begin

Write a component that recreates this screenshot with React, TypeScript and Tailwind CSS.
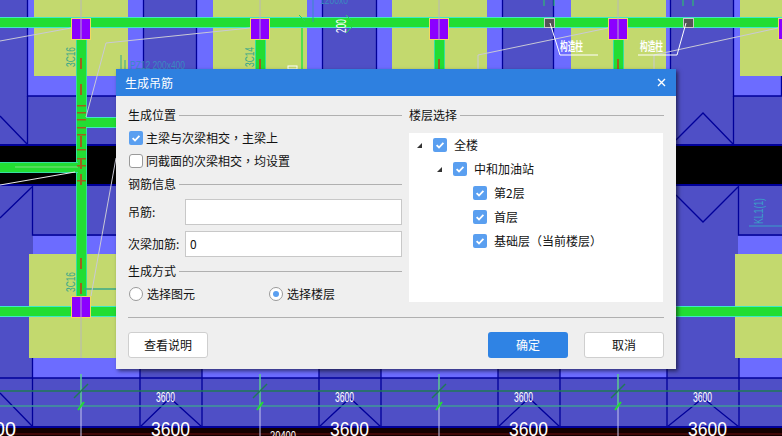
import React from "react";

const NAVY = "#00009a";
const BASE = "#4f4fc6";
const LIGHT = "#6c6cff";
const YEL = "#c3d96e";
const GREEN = "#22dd33";
const CYAN = "#3fe8c8";
const TEAL = "#3aa88a";

function HBeam({ x, y, w }: { x: number; y: number; w: number }) {
  return (
    <g>
      <rect x={x} y={y} width={w} height={11} fill={CYAN} />
      <rect x={x} y={y + 1} width={w} height={9} fill={GREEN} />
    </g>
  );
}

function VBeam({ x, y, h }: { x: number; y: number; h: number }) {
  return (
    <g>
      <rect x={x} y={y} width={11} height={h} fill="#35e0a0" />
      <rect x={x + 1} y={y} width={9} height={h} fill={GREEN} />
    </g>
  );
}

function Column({ x, y }: { x: number; y: number }) {
  return (
    <g>
      <rect x={x + 0.5} y={y + 0.5} width={19} height={21} fill="#8b00ff" stroke="#f2d860" />
      <line x1={x + 10} x2={x + 10} y1={y} y2={y + 22} stroke="#b9a6c9" />
    </g>
  );
}

function Dashes({ x, ys }: { x: number; ys: number[] }) {
  return (
    <g>
      {ys.map((y) => (
        <rect key={y} x={x} y={y} width={2} height={11} fill="#a0601c" />
      ))}
    </g>
  );
}

function Rebar({ y }: { y: number }) {
  return <rect x={77} y={y} width={9} height={1.5} fill="#a0601c" />;
}

function RotText({ x, y, w, fill, size, children }: { x: number; y: number; w: number; fill: string; size: number; children: string }) {
  return (
    <text
      transform={`rotate(-90 ${x} ${y})`}
      x={x}
      y={y}
      fill={fill}
      fontSize={size}
      textLength={w}
      lengthAdjust="spacingAndGlyphs"
      fontFamily="'Liberation Sans', sans-serif"
    >
      {children}
    </text>
  );
}

function Cad() {
  return (
    <svg width={782} height={436} viewBox="0 0 782 436" className="block">
      <rect width={782} height={436} fill={BASE} />
      {/* upper light bays */}
      {[[28, 144], [197, 323], [377, 503], [554, 671], [734, 782]].map(([a, b]) => (
        <g key={a}>
          <rect x={a} y={0} width={b - a} height={96} fill={LIGHT} />
          <path d={`M${a - 0.5} 0V96H${b}M${b - 0.5} 0V96`} stroke={NAVY} fill="none" strokeWidth={1.3} />
        </g>
      ))}
      {[[34, 94], [213, 94], [392, 95], [571, 95], [740, 42]].map(([x, w]) => (
        <rect key={x} x={x} y={0} width={w} height={76} fill={YEL} />
      ))}
      {/* diagonals upper */}
      <path d="M0 116L27 144M676 140L703 113L733 144M27.5 96V145M733.5 96V145" stroke={NAVY} fill="none" strokeWidth={1.3} />
      {/* black band */}
      <rect x={0} y={144} width={782} height={42} fill={NAVY} />
      <rect x={0} y={146} width={782} height={38} fill="#000000" />
      {/* lower area */}
      <rect x={33} y={236} width={749} height={18} fill={LIGHT} />
      <rect x={33} y={254} width={83} height={115} fill={LIGHT} />
      <rect x={676} y={235} width={62} height={134} fill={BASE} />
      <rect x={739} y={236} width={43} height={142} fill={LIGHT} />
      <path d="M32.5 186V235H116M738.5 186V235H782" stroke={NAVY} fill="none" strokeWidth={1.3} />
      <path d="M0 218L32 187M676 195L703 222L738 187" stroke={NAVY} fill="none" strokeWidth={1.3} />
      <rect x={29} y={254} width={90} height={104} fill={YEL} />
      <rect x={735} y={254} width={47} height={104} fill={YEL} />
      {/* bottom bays */}
      {[[33, 140], [202, 319], [381, 498], [560, 667], [739, 782]].map(([a, b]) => (
        <rect key={a} x={a} y={358} width={b - a} height={20} fill={LIGHT} />
      ))}
      <path d="M32.5 358V427M140 358V427M202 358V427M319 358V427M381 358V427M498 358V427M560 358V427M667 358V427M739 358V427M0 378H782" stroke={NAVY} fill="none" strokeWidth={1.3} />
      <path d="M0 393L32 426M140 427L170 398L202 427M319 427L350 398L381 427M498 427L529 398L560 427M667 427L703 398L739 427" stroke={NAVY} fill="none" strokeWidth={1.3} />
      <rect x={0} y={426} width={782} height={3} fill={NAVY} />
      <rect x={0} y={428} width={782} height={8} fill="#140000" />
      <line x1={0} x2={782} y1={434} y2={434} stroke="#6e1010" />

      {/* dim lines */}
      <line x1={0} x2={782} y1={391} y2={391} stroke="#1f7a55" strokeWidth={1.5} />
      <line x1={0} x2={782} y1={406} y2={406} stroke="#3f9a96" strokeWidth={1.5} />
      {[81, 260, 439, 618].map((x) => (
        <g key={x}>
          <line x1={x} x2={x} y1={374} y2={436} stroke="#c7c7ee" />
          <line x1={x} x2={x} y1={374} y2={406} stroke="#28d060" />
          <line x1={x - 7} x2={x + 7} y1={398} y2={384} stroke="#1f7a55" strokeWidth={1.5} />
          <line x1={x - 3} x2={x + 3} y1={410} y2={402} stroke="#22dd33" strokeWidth={2} />
        </g>
      ))}
      {[156, 335, 514, 693].map((x) => (
        <text key={x} x={x} y={402} fill="#fff" fontSize={15} textLength={19} lengthAdjust="spacingAndGlyphs" fontFamily="'Liberation Sans', sans-serif">3600</text>
      ))}
      {[151, 330, 509, 688].map((x) => (
        <text key={x} x={x} y={436} fill="#fff" fontSize={20} textLength={39} lengthAdjust="spacingAndGlyphs" fontFamily="'Liberation Sans', sans-serif">3600</text>
      ))}
      <text x={-6} y={436} fill="#fff" fontSize={20} textLength={22} lengthAdjust="spacingAndGlyphs" fontFamily="'Liberation Sans', sans-serif">00</text>
      <text x={270} y={440} fill="#fff" fontSize={13} textLength={26} lengthAdjust="spacingAndGlyphs" fontFamily="'Liberation Sans', sans-serif">20400</text>

      {/* beams */}
      <HBeam x={0} y={17} w={782} />
      <HBeam x={0} y={306} w={782} />
      <VBeam x={76} y={40} h={256} />
      <VBeam x={255} y={40} h={30} />
      <VBeam x={434} y={40} h={30} />
      <VBeam x={613} y={40} h={30} />
      <rect x={86} y={117} width={32} height={11} fill={CYAN} />
      <rect x={86} y={118} width={32} height={9} fill={GREEN} />
      <rect x={0} y={162} width={78} height={11} fill="#35e0a0" />
      <rect x={0} y={163} width={78} height={9} fill={GREEN} />
      <line x1={15} x2={78} y1={167} y2={167} stroke="#7fe080" />
      <line x1={84} x2={116} y1={289} y2={289} stroke={TEAL} strokeWidth={1.5} />
      <Dashes x={80} ys={[58, 84, 136, 158, 174, 258, 283]} />
      <Dashes x={259} ys={[59]} />
      <Dashes x={438} ys={[59]} />
      <Dashes x={617} ys={[59]} />
      {[105, 112, 119, 127, 134, 149, 158, 165, 180].map((y) => (
        <Rebar key={y} y={y} />
      ))}
      {[[81, 0, 18], [260, 0, 18], [439, 0, 18], [618, 0, 18], [81, 317, 358]].map(([x, a, b]) => (
        <line key={`${x}${a}`} x1={x} x2={x} y1={a} y2={b} stroke="#b8b8b8" />
      ))}
      {/* leaders */}
      <g stroke="#c9c9d6" fill="none" strokeWidth={1}>
        <path d="M0 41L71 28" />
        <path d="M250 28L106 43L86 117" />
        <path d="M608 28L478 55V69" />
        <path d="M778 28L654 55V69" />
        <path d="M116 158L91 296" />
      </g>
      <path d="M0 185L75 172" stroke="#e8e8e8" fill="none" />
      {/* columns */}
      {[71, 250, 429, 608, 778].map((x) => (
        <Column key={x} x={x} y={18} />
      ))}
      <Column x={71} y={296} />
      {/* gray small columns */}
      {[544, 683].map((x) => (
        <rect key={x} x={x + 0.5} y={18.5} width={10} height={9} fill="#555" stroke="#c8c8c8" />
      ))}
      {/* top leaders / labels */}
      <path d="M550 23L560 55H598M686 23L677 55H638" stroke="#fff" fill="none" />
      <text x={560} y={51} fill="#fff" fontSize={12} textLength={23} lengthAdjust="spacingAndGlyphs" fontFamily="'Noto Sans CJK SC', sans-serif" fontWeight={700}>构造柱</text>
      <text x={640} y={51} fill="#fff" fontSize={12} textLength={23} lengthAdjust="spacingAndGlyphs" fontFamily="'Noto Sans CJK SC', sans-serif" fontWeight={700}>构造柱</text>
      <RotText x={75} y={67} w={20} fill={TEAL} size={12.5}>3C16</RotText>
      <RotText x={254} y={67} w={20} fill={TEAL} size={12.5}>3C14</RotText>
      <RotText x={75} y={292} w={20} fill={TEAL} size={12.5}>3C16</RotText>
      <RotText x={346} y={33} w={14} fill="#fff" size={15}>200</RotText>
      <RotText x={763} y={224} w={26} fill="#3aa0c8" size={13}>KL1(1)</RotText>
      <line x1={749} x2={782} y1={226} y2={226} stroke="#3aa0c8" />
      <path d="M121 55V69M125 60V69" stroke={TEAL} fill="none" />
      <text x={130} y={69} fill="#3a8ac0" fontSize={10} textLength={55} lengthAdjust="spacingAndGlyphs" fontFamily="'Liberation Sans', sans-serif">PZ12 200x400</text>
      <path d="M313 0V22" stroke="#3a8ac0" fill="none" />
      <text x={320} y={4} fill="#3a8ac0" fontSize={10} textLength={28} lengthAdjust="spacingAndGlyphs" fontFamily="'Liberation Sans', sans-serif">1200x0</text>
      <path d="M346 15L352 21M346 33L352 27M299 15L305 21" stroke="#28d060" fill="none" />
      <line x1={302} x2={302} y1={28} y2={69} stroke="#50e050" strokeWidth={2} />
      <rect x={288} y={66} width={9} height={3} fill="none" stroke="#fff" />
      {/* green top ticks */}
      <path d="M544 0V6M554 0V6M683 0V6M693 0V6" stroke="#28d060" fill="none" />
    </svg>
  );
}

function Check({ checked }: { checked?: boolean }) {
  return checked ? (
    <span className="flex h-[14px] w-[14px] shrink-0 items-center justify-center rounded-[2px] bg-[#5a9ff0]">
      <svg width={10} height={10} viewBox="0 0 10 10">
        <path d="M1.6 5.2L4 7.5L8.4 2.8" stroke="#fff" strokeWidth={1.8} fill="none" />
      </svg>
    </span>
  ) : (
    <span className="h-[14px] w-[14px] shrink-0 rounded-[3px] border border-[#9a9a9a] bg-white" />
  );
}

function Radio({ checked }: { checked?: boolean }) {
  return (
    <span className="flex h-[14px] w-[14px] shrink-0 items-center justify-center rounded-full border border-[#9a9a9a] bg-white">
      {checked && <span className="h-[6px] w-[6px] rounded-full bg-[#5a9ff0]" />}
    </span>
  );
}

function GroupTitle({ label }: { label: string }) {
  return (
    <div className="flex h-[18px] items-center gap-[3px]">
      <span className="text-[#111]">{label}</span>
      <span className="h-px flex-1 bg-[#b0b0b0]" />
    </div>
  );
}

function Caret() {
  return (
    <svg width={5} height={5} viewBox="0 0 5 5" className="shrink-0">
      <polygon points="5,0 5,5 0,5" fill="#333" />
    </svg>
  );
}

function TreeRow({ indent, caret, children }: { indent: string; caret?: boolean; children: React.ReactNode }) {
  return (
    <div className={`flex h-[24px] items-center ${indent}`}>
      <span className="flex w-[16px] shrink-0 items-center">{caret && <Caret />}</span>
      <Check checked />
      <span className="ml-[7px] text-[#111]">{children}</span>
    </div>
  );
}

function Btn({ label, primary, className }: { label: string; primary?: boolean; className: string }) {
  return (
    <button
      className={`h-[26px] rounded-[3px] text-[12px] ${
        primary ? "bg-[#2f83e4] text-white" : "border border-[#cfcfcf] bg-white text-[#111]"
      } ${className}`}
    >
      {label}
    </button>
  );
}

function Field({ label, value }: { label: string; value?: string }) {
  return (
    <div className="flex h-[26px] items-center">
      <span className="w-[57px] shrink-0 text-[#111]">{label}</span>
      <div className="flex h-full flex-1 items-center border border-[#c8c8c8] bg-white px-[4px] text-[#111]">{value}</div>
    </div>
  );
}

function Punct({ children }: { children: string }) {
  return (
    <span lang="zh-TW" className="[font-family:'Noto_Sans_CJK_TC',sans-serif]">
      {children}
    </span>
  );
}

export default function App() {
  return (
    <div
      lang="zh-CN"
      className="relative h-[436px] w-[782px] overflow-hidden text-[12px] leading-[18px] [font-family:'Noto_Sans_CJK_SC','Liberation_Sans',sans-serif]"
    >
      <Cad />
      <div className="absolute left-[116px] top-[69px] flex h-[300px] w-[560px] flex-col bg-[#efefef] shadow-[2px_2px_4px_rgba(0,0,0,0.55)]">
        <div className="flex h-[27px] shrink-0 items-center justify-between bg-[#2e80e0] pl-[9px] pr-[10px] text-white">
          <span>生成吊筋</span>
          <svg width={9} height={9} viewBox="0 0 9 9">
            <path d="M1 1L8 8M8 1L1 8" stroke="#fff" strokeWidth={1.4} />
          </svg>
        </div>
        <div className="flex flex-1 flex-col px-[12px] pt-[10px]">
          <div className="flex h-[199px] gap-[7px]">
            <div className="flex w-[274px] flex-col">
              <GroupTitle label="生成位置" />
              <label className="mt-[3px] flex h-[22px] items-center gap-[3px] pl-[1px] text-[#111]">
                <Check checked />
                <span>
                  主梁与次梁相交<Punct>，</Punct>主梁上
                </span>
              </label>
              <label className="mt-px flex h-[22px] items-center gap-[3px] pl-[1px] text-[#111]">
                <Check />
                <span>
                  同截面的次梁相交<Punct>，</Punct>均设置
                </span>
              </label>
              <div className="mt-[3px]">
                <GroupTitle label="钢筋信息" />
              </div>
              <div className="mt-[6px]">
                <Field label="吊筋:" />
              </div>
              <div className="mt-[6px]">
                <Field label="次梁加筋:" value="0" />
              </div>
              <div className="mt-[5px]">
                <GroupTitle label="生成方式" />
              </div>
              <div className="mt-[3px] flex h-[22px] items-center pl-[1px] text-[#111]">
                <span className="flex w-[140px] items-center gap-[4px]">
                  <Radio />
                  选择图元
                </span>
                <span className="flex items-center gap-[4px]">
                  <Radio checked />
                  选择楼层
                </span>
              </div>
            </div>
            <div className="flex w-[255px] flex-col">
              <GroupTitle label="楼层选择" />
              <div className="mt-[9px] h-[169px] w-[254px] bg-white">
                <TreeRow indent="pl-[8px]" caret>全楼</TreeRow>
                <TreeRow indent="pl-[28px]" caret>中和加油站</TreeRow>
                <TreeRow indent="pl-[48px]">第2层</TreeRow>
                <TreeRow indent="pl-[48px]">首层</TreeRow>
                <TreeRow indent="pl-[48px]">
                  基础层<Punct>（</Punct>当前楼层<Punct>）</Punct>
                </TreeRow>
              </div>
            </div>
          </div>
          <div className="mt-[12px] h-px w-[536px] bg-[#b0b0b0]" />
          <div className="mt-[14px] flex w-[536px] items-center">
            <Btn label="查看说明" className="w-[80px]" />
            <span className="flex-1" />
            <Btn label="确定" primary className="w-[80px]" />
            <Btn label="取消" className="ml-[16px] w-[80px]" />
          </div>
        </div>
      </div>
    </div>
  );
}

end

### Exercise details:
Each line of the data that includes the word "React" counts once; report the total and nothing more.

### Response to the task:
3